Supreme Court clarifies position with respect to “drop in” Planning Permissions

The Supreme Court has unanimously dismissed an appeal against the decision of the Court of Appeal in Hillside Parks Limited v Snowdonia National Park Authority [2022] UKSC 30 which considered the question of whether a planning permission for 401 houses in Aberdyfi, granted and implemented in 1967, was capable of further implementation in light of various subsequent planning permissions granted, the resulting developments of which made the original development physically impossible to complete.

The issues were further complicated by declarations given by Drake J in 1987 to the effect that the 1967 permission may lawfully be completed at any time in the future, notwithstanding there having then been some incompatible developments in accordance with subsequent permissions. Since then however further planning permissions had been granted and implemented, which rendered it physically impossible to implement the original permission and possible to relitigate the matter.

The issue was originally tried before HHJ Keyser QC in the High Court who found in favour of Snowdonia, although it was suggested on appeal that he did not adequately address arguments made to him on the issue of whether matters arising from the 1987 judgement were res judicata and could be relitigated.

That matter was disposed of on appeal, but the Court of Appeal also considered HHJ Keyser QC’s approach to the case of F. Lucas & Sons Ltd v Dorking and Horley Rural District Council (1966) 17 P & CR 111, where it was concluded that a planning permission grants permission for a number of independent acts each of which is separately permitted. Lucas was not followed by HHJ Keyser QC and indeed it has not been followed in any case since it was decided.

The Court of Appeal did not overrule Lucas, concluding that the case should be regarded as having been decided on its own facts.

However, the Supreme Court has now concluded that Lucas was clearly wrongly decided on its facts – there being no term in the permission being considered which required it to be interpreted in the way it was – although the judgement leaves open the possibility that an appropriately worded permission could be construed that way.
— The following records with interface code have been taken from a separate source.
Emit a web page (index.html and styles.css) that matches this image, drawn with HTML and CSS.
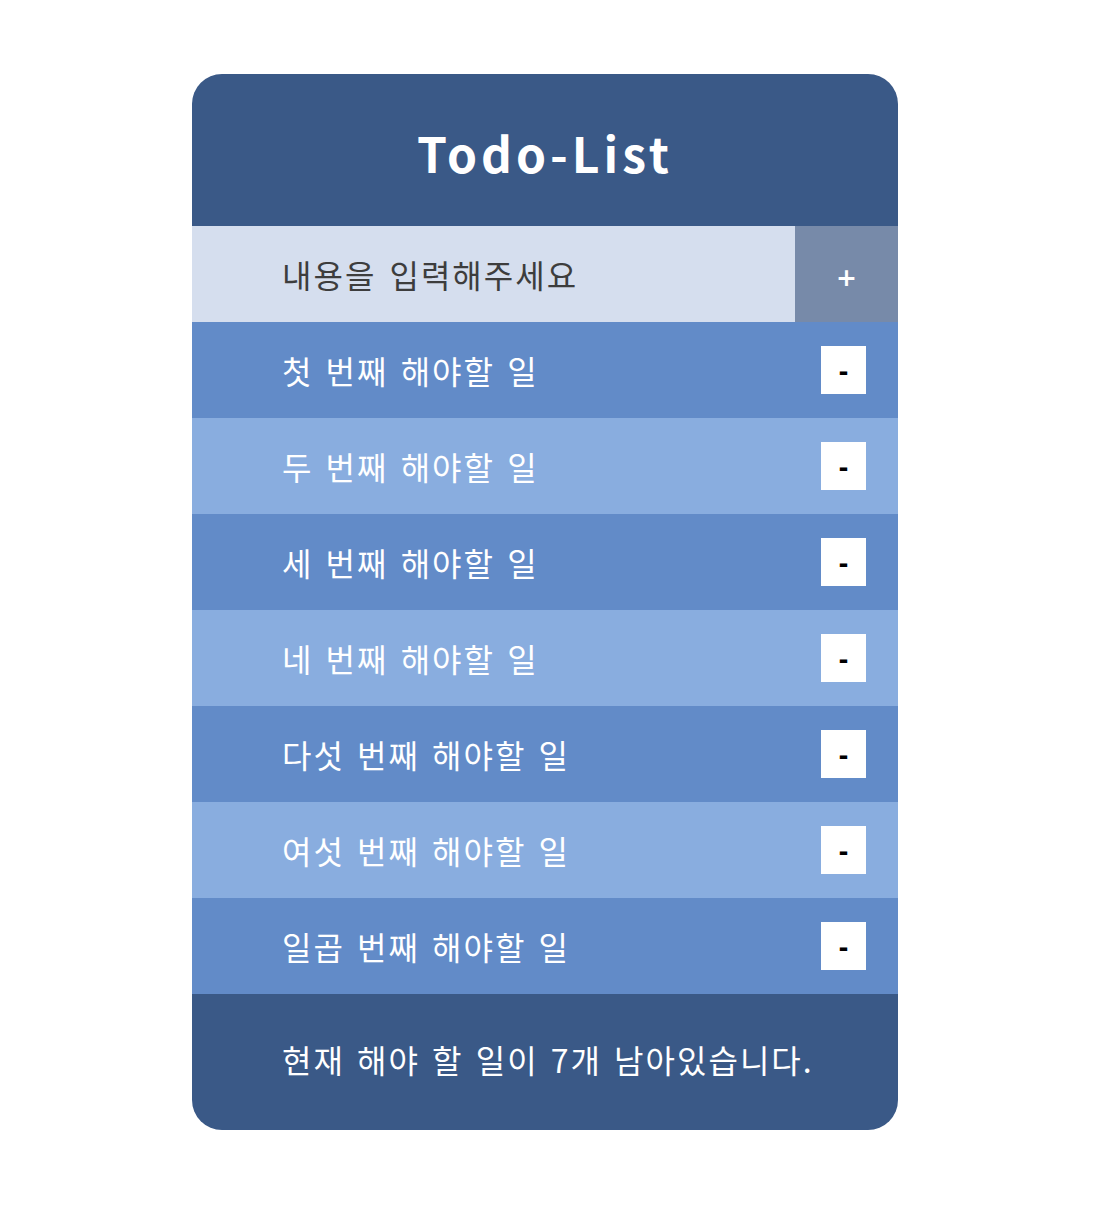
FILE: index.html
```html
<!DOCTYPE html>
<html>
<head>
    <title>Todo-List</title>
    <link rel="stylesheet" href="styles.css">
</head>
<body>
    <div class="todo">
        <header class="todo-header">Todo-List</header>
        <div class="todo-input">
            <input type="text" placeholder="내용을 입력해주세요">
            <button class="add-button">+</button>
        </div>
        <ul class="todo-list">
            <li class="todo-item"><span>첫 번째 해야할 일</span><button class="remove-button">-</button></li>
            <li class="todo-item"><span>두 번째 해야할 일</span><button class="remove-button">-</button></li>
            <li class="todo-item"><span>세 번째 해야할 일</span><button class="remove-button">-</button></li>
            <li class="todo-item"><span>네 번째 해야할 일</span><button class="remove-button">-</button></li>
            <li class="todo-item"><span>다섯 번째 해야할 일</span><button class="remove-button">-</button></li>
            <li class="todo-item"><span>여섯 번째 해야할 일</span><button class="remove-button">-</button></li>
            <li class="todo-item"><span>일곱 번째 해야할 일</span><button class="remove-button">-</button></li>
        </ul>
        <footer class="todo-footer">현재 해야 할 일이 7개 남아있습니다.</footer>
    </div>
</body>
</html>
```

FILE: styles.css
```css
body {
    margin: 0;
    font-family: "Noto Sans CJK KR", "Noto Sans", sans-serif;
    background-color: #ffffff;
}

.todo {
    width: 706px;
    margin: 74px 0 0 192px;
    border-radius: 30px;
    overflow: hidden;
    background-color: #3a5987;
}

.todo-header {
    height: 152px;
    display: flex;
    justify-content: center;
    align-items: center;
    color: #ffffff;
    font-size: 48px;
    font-weight: bold;
    letter-spacing: 4px;
    padding-top: 4px;
    box-sizing: border-box;
}

.todo-input {
    display: flex;
    height: 96px;
    background-color: #d5deee;
}

.todo-input input {
    flex: 1;
    min-width: 0;
    border: none;
    background: none;
    padding: 0 0 0 90px;
    font-family: inherit;
    font-size: 32px;
    letter-spacing: 2px;
    word-spacing: 4px;
    color: #3d3d3d;
    outline: none;
}

.todo-input input::placeholder {
    color: #3d3d3d;
}

.add-button {
    width: 103px;
    border: none;
    background-color: #778aa9;
    color: #ffffff;
    font-size: 25px;
    font-weight: bold;
    padding: 6px 0 0 0;
    font-family: "DejaVu Sans", sans-serif;
}

.todo-list {
    list-style: none;
    margin: 0;
    padding: 0;
}

.todo-item {
    height: 96px;
    display: flex;
    align-items: center;
    justify-content: space-between;
    padding: 0 32px 0 90px;
    color: #ffffff;
    font-size: 32px;
    letter-spacing: 2px;
    word-spacing: 3px;
    background-color: #628bc8;
}

.todo-item:nth-child(even) {
    background-color: #89addf;
}

.remove-button {
    width: 45px;
    height: 48px;
    border: none;
    background-color: #ffffff;
    color: #000000;
    font-size: 24px;
    font-weight: bold;
    padding: 4px 0 0 0;
    letter-spacing: 0;
    font-family: "DejaVu Sans", sans-serif;
}

.todo-footer {
    height: 136px;
    display: flex;
    align-items: center;
    padding: 0 0 6px 90px;
    box-sizing: border-box;
    color: #ffffff;
    font-size: 32px;
    letter-spacing: 2px;
    word-spacing: 3px;
}
```
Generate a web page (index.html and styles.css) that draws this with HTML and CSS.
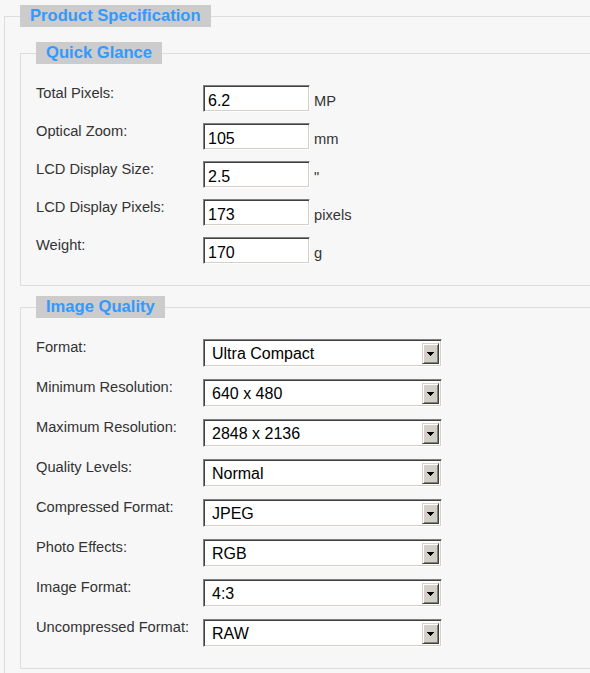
FILE: index.html
```html
<!DOCTYPE html>
<html lang="en">
<head>
<meta charset="utf-8">
<title>Product Specification</title>
<link rel="stylesheet" href="styles.css">
</head>
<body>
<fieldset class="spec">
  <legend class="legend">Product Specification</legend>

  <fieldset class="group">
    <legend class="legend">Quick Glance</legend>
    <div class="rows rows-text">
      <label class="label">Total Pixels:</label>
      <div class="field"><input class="text" type="text" value="6.2"><span class="unit">MP</span></div>
      <label class="label">Optical Zoom:</label>
      <div class="field"><input class="text" type="text" value="105"><span class="unit">mm</span></div>
      <label class="label">LCD Display Size:</label>
      <div class="field"><input class="text" type="text" value="2.5"><span class="unit">"</span></div>
      <label class="label">LCD Display Pixels:</label>
      <div class="field"><input class="text" type="text" value="173"><span class="unit">pixels</span></div>
      <label class="label">Weight:</label>
      <div class="field"><input class="text" type="text" value="170"><span class="unit">g</span></div>
    </div>
  </fieldset>

  <fieldset class="group">
    <legend class="legend">Image Quality</legend>
    <div class="rows rows-select">
      <label class="label">Format:</label>
      <div class="select"><span class="select-value">Ultra Compact</span><span class="select-btn"><svg width="7" height="4" viewBox="0 0 7 4"><path d="M0 0h7v1h-1v1h-1v1h-1v1h-1v-1h-1v-1h-1v-1h-1z" fill="#000"/></svg></span></div>
      <label class="label">Minimum Resolution:</label>
      <div class="select"><span class="select-value">640 x 480</span><span class="select-btn"><svg width="7" height="4" viewBox="0 0 7 4"><path d="M0 0h7v1h-1v1h-1v1h-1v1h-1v-1h-1v-1h-1v-1h-1z" fill="#000"/></svg></span></div>
      <label class="label">Maximum Resolution:</label>
      <div class="select"><span class="select-value">2848 x 2136</span><span class="select-btn"><svg width="7" height="4" viewBox="0 0 7 4"><path d="M0 0h7v1h-1v1h-1v1h-1v1h-1v-1h-1v-1h-1v-1h-1z" fill="#000"/></svg></span></div>
      <label class="label">Quality Levels:</label>
      <div class="select"><span class="select-value">Normal</span><span class="select-btn"><svg width="7" height="4" viewBox="0 0 7 4"><path d="M0 0h7v1h-1v1h-1v1h-1v1h-1v-1h-1v-1h-1v-1h-1z" fill="#000"/></svg></span></div>
      <label class="label">Compressed Format:</label>
      <div class="select"><span class="select-value">JPEG</span><span class="select-btn"><svg width="7" height="4" viewBox="0 0 7 4"><path d="M0 0h7v1h-1v1h-1v1h-1v1h-1v-1h-1v-1h-1v-1h-1z" fill="#000"/></svg></span></div>
      <label class="label">Photo Effects:</label>
      <div class="select"><span class="select-value">RGB</span><span class="select-btn"><svg width="7" height="4" viewBox="0 0 7 4"><path d="M0 0h7v1h-1v1h-1v1h-1v1h-1v-1h-1v-1h-1v-1h-1z" fill="#000"/></svg></span></div>
      <label class="label">Image Format:</label>
      <div class="select"><span class="select-value">4:3</span><span class="select-btn"><svg width="7" height="4" viewBox="0 0 7 4"><path d="M0 0h7v1h-1v1h-1v1h-1v1h-1v-1h-1v-1h-1v-1h-1z" fill="#000"/></svg></span></div>
      <label class="label">Uncompressed Format:</label>
      <div class="select"><span class="select-value">RAW</span><span class="select-btn"><svg width="7" height="4" viewBox="0 0 7 4"><path d="M0 0h7v1h-1v1h-1v1h-1v1h-1v-1h-1v-1h-1v-1h-1z" fill="#000"/></svg></span></div>
    </div>
  </fieldset>
</fieldset>
</body>
</html>
```

FILE: styles.css
```css
html, body {
  margin: 0;
  padding: 0;
  overflow: hidden;
  background: #f7f7f7;
}

body {
  font-family: "Liberation Sans", Arial, sans-serif;
  color: #333333;
}

.spec {
  width: 640px;
  margin: 5px 0 0 4px;
  padding: 15px 15px 60px 15px;
  border: 1px solid #dddddd;
  min-inline-size: 0;
}

.legend {
  margin: 0;
  padding: 0 10px;
  height: 22px;
  line-height: 22px;
  background: #cccccc;
  color: #3399ff;
  font-family: "Liberation Sans", Arial, sans-serif;
  font-size: 16.6px;
  font-weight: bold;
}

.group {
  margin: 0 0 10px 0;
  padding: 21px 15px 21px 15px;
  border: 1px solid #dddddd;
  min-inline-size: 0;
}

.rows {
  display: grid;
  grid-template-columns: 167px 1fr;
  align-items: start;
}

.rows-text {
  row-gap: 11px;
}

.rows-select {
  row-gap: 12px;
}

.label {
  font-size: 14.67px;
  line-height: 17px;
  color: #333333;
}

.field {
  display: flex;
  align-items: baseline;
  gap: 4px;
}

.text {
  box-sizing: border-box;
  width: 107px;
  height: 27px;
  margin: 0;
  padding: 4px 3px 0 4px;
  line-height: 19px;
  font-family: "Liberation Sans", Arial, sans-serif;
  font-size: 16px;
  color: #000000;
  background: #ffffff;
  border: 1px solid;
  border-color: #808080 #ffffff #ffffff #808080;
  box-shadow: inset 1px 1px 0 #404040, inset -1px -1px 0 #d4d0c8;
  outline: none;
}

.unit {
  font-size: 14.67px;
  color: #333333;
}

.select {
  box-sizing: border-box;
  display: flex;
  align-items: flex-start;
  width: 239px;
  height: 28px;
  background: #ffffff;
  border: 1px solid;
  border-color: #808080 #ffffff #ffffff #808080;
  box-shadow: inset 1px 1px 0 #404040, inset -1px -1px 0 #d4d0c8;
  padding: 1px;
}

.select-value {
  flex: 1;
  padding: 1px 0 0 7px;
  line-height: 23px;
  font-size: 16px;
  color: #000000;
}

.select-btn {
  box-sizing: border-box;
  display: flex;
  align-items: center;
  justify-content: center;
  width: 17px;
  height: 21px;
  margin-top: 2px;
  margin-right: 1px;
  background: #d4d0c8;
  border: 1px solid;
  border-color: #d4d0c8 #404040 #404040 #d4d0c8;
  box-shadow: inset 1px 1px 0 #ffffff, inset -1px -1px 0 #808080;
}

.select-btn svg {
  display: block;
  margin-top: 1px;
}
```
The Court of Appeal decision had also left open an important question about the status of development already completed before subsequent, incompatible development is carried out and whether that was lawful of not. The Supreme Court commented upon the impact of Sage v Secretary of State for the Environment, Transport and the Regions [2003] UKHL 22; [2003] 1 WLR 983, a decision of the House of Lords, and the reference made to that case in Singh v Secretary of State for Communities & Local Government [2010] EWHC 1621(Admin). It found that the ratio of Sage was that for the purposes of section 171B of the Town and Country Planning Act 1990 building operations carried out without planning permission are not substantially completed until construction of the whole development contemplated by the permission is substantially completed. It was in this context that Sage advocated for a “holisitic approach”. The Supreme Court concluded that failure to complete a project for which permission had been granted does not make development carried out pursuant to the permission unlawful. This will be of some comfort to conveyancers in that a potential trap no longer lies waiting for an unwary purchaser where multiple planning permissions exist.

The Supreme Court also addressed concerns expressed by some planning commentators that the Court of Appeal decision made the use of “drop in permissions” uncertain, finding that there was nothing to stop a developer using an appropriately framed additional permission either which covers the whole of the site and includes the necessary modifications or by accompanying an application for a part of the site with documentation relevant to the whole of the site showing how the scheme of development is being modified. The Court expressly confirmed that, in principle, it is possible to grant individual permissions which approve a modification of a wider scheme. The developer in this case had however failed to show that the permissions granted should be construed in that way and the development carried out was, on the facts, inconsistent with the original permission. That had the effect that it was physically impossible to build the original development.

The express recognition of the principle of the concept of a drop in permission will be very welcome news to developers and those that advise them, ensuring that there is flexibility in any redesign of a scheme that may be required, without necessarily having to make a planning application for the whole of the development.

The key message for an applicant to take away from the Supreme Court is that:

  • they should be absolutely clear in their application if they are seeking to achieve a “drop in” modification of a wider scheme that already benefits from permission; and
  • that aim is actually achieved by the redesign – which should show how it links appropriately to the remainder of the original development that is proposed to be carried out.

Geldards represented Snowdonia from an early stage in the Hillside litigation. The decision is welcomed by Snowdonia, given its statutory responsibilities which made it incumbent upon it to seek to prevent building in the National Park which would be contrary to its purposes.